▶ **Exercise**
Bring together all lines of the material below that contain the string "components".
○ ○ ○ ○ ○ ○ ○
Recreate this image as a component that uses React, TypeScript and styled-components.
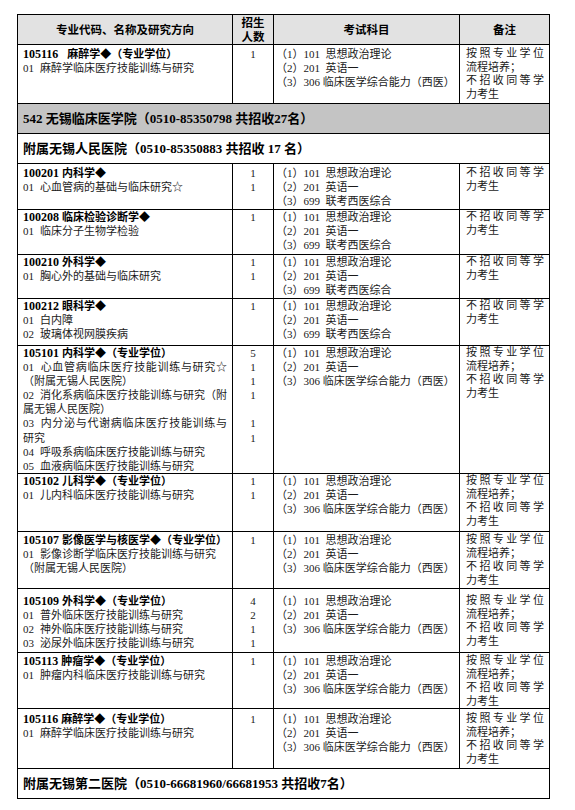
import React from 'react';
import styled, { createGlobalStyle } from 'styled-components';

const Global = createGlobalStyle`
  html, body { margin: 0; padding: 0; background: #ffffff; }
  body {
    font-family: "Liberation Serif", "Noto Sans CJK SC", serif;
    color: #1a1a1a;
  }
`;

const Page = styled.div`
  padding: 14px 0 12px 17px;
`;

const Table = styled.table`
  border-collapse: collapse;
  table-layout: fixed;
  width: 532px;
  font-size: 11px;
`;

const Row = styled.tr<{ $h: number }>`
  height: ${p => p.$h}px;
`;

const HeadCell = styled.th`
  border: 1px solid #000;
  background: #e2e2e2;
  font-family: "Liberation Serif", "Noto Sans CJK SC", serif;
  font-weight: 700;
  font-size: 11.5px;
  line-height: 14px;
  color: #000;
  text-align: center;
  vertical-align: middle;
  padding: 0 2px;
`;

const SectionCell = styled.td<{ $shade?: boolean }>`
  border: 1px solid #000;
  background: ${p => (p.$shade ? '#c4c4c4' : '#ffffff')};
  font-weight: 700;
  font-size: 13px;
  line-height: 16px;
  color: #000;
  vertical-align: middle;
  padding: 0 5px;
  white-space: nowrap;
`;

const Cell = styled.td<{ $center?: boolean; $pt?: number; $pl?: number }>`
  border: 1px solid #000;
  vertical-align: top;
  padding: ${p => p.$pt ?? 1}px 5px 0 ${p => p.$pl ?? 5}px;
  text-align: ${p => (p.$center ? 'center' : 'left')};
  overflow: visible;
`;

const DirLine = styled.div<{ $justify?: boolean }>`
  height: 14.1px;
  line-height: 14.1px;
  text-align: ${p => (p.$justify ? 'justify' : 'left')};
  text-align-last: ${p => (p.$justify ? 'justify' : 'auto')};
  white-space: ${p => (p.$justify ? 'normal' : 'nowrap')};
`;

const CountLine = styled.div`
  height: 14.1px;
  line-height: 14.1px;
  text-align: center;
`;

const ExamLine = styled.div`
  height: 14px;
  line-height: 14px;
  white-space: pre;
`;

const NoteLine = styled.div<{ $justify?: boolean }>`
  height: 13.5px;
  line-height: 13.5px;
  text-align: ${p => (p.$justify ? 'justify' : 'left')};
  text-align-last: ${p => (p.$justify ? 'justify' : 'auto')};
  white-space: ${p => (p.$justify ? 'normal' : 'nowrap')};
`;

const Code = styled.span<{ $wide?: boolean }>`
  font-weight: 700;
  font-size: 12px;
  color: #000;
  margin-right: ${p => (p.$wide ? 9 : 3)}px;
`;

const Name = styled.span`
  font-weight: 700;
  color: #000;
`;

const DirNo = styled.span`
  margin-right: 6px;
`;

type Dir = { no?: string; text: string; justify?: boolean };
type Major = {
  code: string;
  name: string;
  wide?: boolean;
  lines: Dir[];
  counts: string[];
  exam: '306' | '699';
  note: 'full' | 'short';
  h: number;
  pt: number;
};

const exams: Record<'306' | '699', string[]> = {
  '306': ['（1）101  思想政治理论', '（2）201  英语一', '（3）306 临床医学综合能力（西医）'],
  '699': ['（1）101  思想政治理论', '（2）201  英语一', '（3）699  联考西医综合'],
};

const notes: Record<'full' | 'short', { t: string; j?: boolean }[]> = {
  full: [
    { t: '按照专业学位', j: true },
    { t: '流程培养；' },
    { t: '不招收同等学', j: true },
    { t: '力考生' },
  ],
  short: [{ t: '不招收同等学', j: true }, { t: '力考生' }],
};

const first: Major = {
  code: '105116',
  name: '麻醉学◆（专业学位）',
  wide: true,
  lines: [{ no: '01', text: '麻醉学临床医疗技能训练与研究' }],
  counts: ['1'],
  exam: '306',
  note: 'full',
  h: 59,
  pt: 2,
};

const renmin: Major[] = [
  {
    code: '100201',
    name: '内科学◆',
    lines: [{ no: '01', text: '心血管病的基础与临床研究☆' }],
    counts: ['1', '1'],
    exam: '699',
    note: 'short',
    h: 46,
    pt: 2,
  },
  {
    code: '100208',
    name: '临床检验诊断学◆',
    lines: [{ no: '01', text: '临床分子生物学检验' }],
    counts: ['1'],
    exam: '699',
    note: 'short',
    h: 45,
    pt: 0,
  },
  {
    code: '100210',
    name: '外科学◆',
    lines: [{ no: '01', text: '胸心外的基础与临床研究' }],
    counts: ['1', '1'],
    exam: '699',
    note: 'short',
    h: 44,
    pt: 0,
  },
  {
    code: '100212',
    name: '眼科学◆',
    lines: [
      { no: '01', text: '白内障' },
      { no: '02', text: '玻璃体视网膜疾病' },
    ],
    counts: ['1'],
    exam: '699',
    note: 'short',
    h: 47,
    pt: 0,
  },
  {
    code: '105101',
    name: '内科学◆（专业学位）',
    lines: [
      { no: '01', text: '心血管病临床医疗技能训练与研究☆', justify: true },
      { text: '（附属无锡人民医院）' },
      { no: '02', text: '消化系病临床医疗技能训练与研究（附', justify: true },
      { text: '属无锡人民医院）' },
      { no: '03', text: '内分泌与代谢病临床医疗技能训练与', justify: true },
      { text: '研究' },
      { no: '04', text: '呼吸系病临床医疗技能训练与研究' },
      { no: '05', text: '血液病临床医疗技能训练与研究' },
    ],
    counts: ['5', '1', '1', '1', '', '1', '1'],
    exam: '306',
    note: 'full',
    h: 128,
    pt: 0,
  },
  {
    code: '105102',
    name: '儿科学◆（专业学位）',
    lines: [{ no: '01', text: '儿内科临床医疗技能训练与研究' }],
    counts: ['1', '1'],
    exam: '306',
    note: 'full',
    h: 58,
    pt: 0,
  },
  {
    code: '105107',
    name: '影像医学与核医学◆（专业学位）',
    lines: [
      { no: '01', text: '影像诊断学临床医疗技能训练与研究' },
      { text: '（附属无锡人民医院）' },
    ],
    counts: ['1'],
    exam: '306',
    note: 'full',
    h: 57,
    pt: 1,
  },
  {
    code: '105109',
    name: '外科学◆（专业学位）',
    lines: [
      { no: '01', text: '普外临床医疗技能训练与研究' },
      { no: '02', text: '神外临床医疗技能训练与研究' },
      { no: '03', text: '泌尿外临床医疗技能训练与研究' },
    ],
    counts: ['4', '2', '1', '1'],
    exam: '306',
    note: 'full',
    h: 64,
    pt: 5,
  },
  {
    code: '105113',
    name: '肿瘤学◆（专业学位）',
    lines: [{ no: '01', text: '肿瘤内科临床医疗技能训练与研究' }],
    counts: ['1'],
    exam: '306',
    note: 'full',
    h: 56,
    pt: 1,
  },
  {
    code: '105116',
    name: '麻醉学◆（专业学位）',
    lines: [{ no: '01', text: '麻醉学临床医疗技能训练与研究' }],
    counts: ['1'],
    exam: '306',
    note: 'full',
    h: 60,
    pt: 3,
  },
];

const MajorRow: React.FC<{ m: Major }> = ({ m }) => (
  <Row $h={m.h}>
    <Cell $pt={m.pt}>
      <DirLine>
        <Code $wide={m.wide}>{m.code}</Code>
        <Name>{m.name}</Name>
      </DirLine>
      {m.lines.map((d, i) => (
        <DirLine key={i} $justify={d.justify}>
          {d.no && <DirNo>{d.no}</DirNo>}
          {d.text}
        </DirLine>
      ))}
    </Cell>
    <Cell $center $pt={m.pt}>
      {m.counts.map((c, i) => (
        <CountLine key={i}>{c || '\u00a0'}</CountLine>
      ))}
    </Cell>
    <Cell $pt={m.pt} $pl={2}>
      {exams[m.exam].map((e, i) => (
        <ExamLine key={i}>{e}</ExamLine>
      ))}
    </Cell>
    <Cell $pt={m.pt} $pl={6}>
      {notes[m.note].map((n, i) => (
        <NoteLine key={i} $justify={n.j}>
          {n.t}
        </NoteLine>
      ))}
    </Cell>
  </Row>
);

export default function App() {
  return (
    <>
      <Global />
      <Page>
        <Table>
          <colgroup>
            <col style={{ width: 215 }} />
            <col style={{ width: 41 }} />
            <col style={{ width: 186 }} />
            <col style={{ width: 90 }} />
          </colgroup>
          <tbody>
            <Row $h={30}>
              <HeadCell>专业代码、名称及研究方向</HeadCell>
              <HeadCell>
                招生
                <br />
                人数
              </HeadCell>
              <HeadCell>考试科目</HeadCell>
              <HeadCell>备注</HeadCell>
            </Row>
            <MajorRow m={first} />
            <Row $h={30}>
              <SectionCell colSpan={4} $shade>
                542 无锡临床医学院（0510-85350798 共招收27名）
              </SectionCell>
            </Row>
            <Row $h={30}>
              <SectionCell colSpan={4}>附属无锡人民医院（0510-85350883 共招收 17 名）</SectionCell>
            </Row>
            {renmin.map(m => (
              <MajorRow key={m.code} m={m} />
            ))}
            <Row $h={30}>
              <SectionCell colSpan={4}>附属无锡第二医院（0510-66681960/66681953 共招收7名）</SectionCell>
            </Row>
          </tbody>
        </Table>
      </Page>
    </>
  );
}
○ ○ ○ ○ ○ ○ ○
▶ **Answer for this exercise**
Recreate this image as a component that uses React, TypeScript and styled-components.
import styled, { createGlobalStyle } from 'styled-components';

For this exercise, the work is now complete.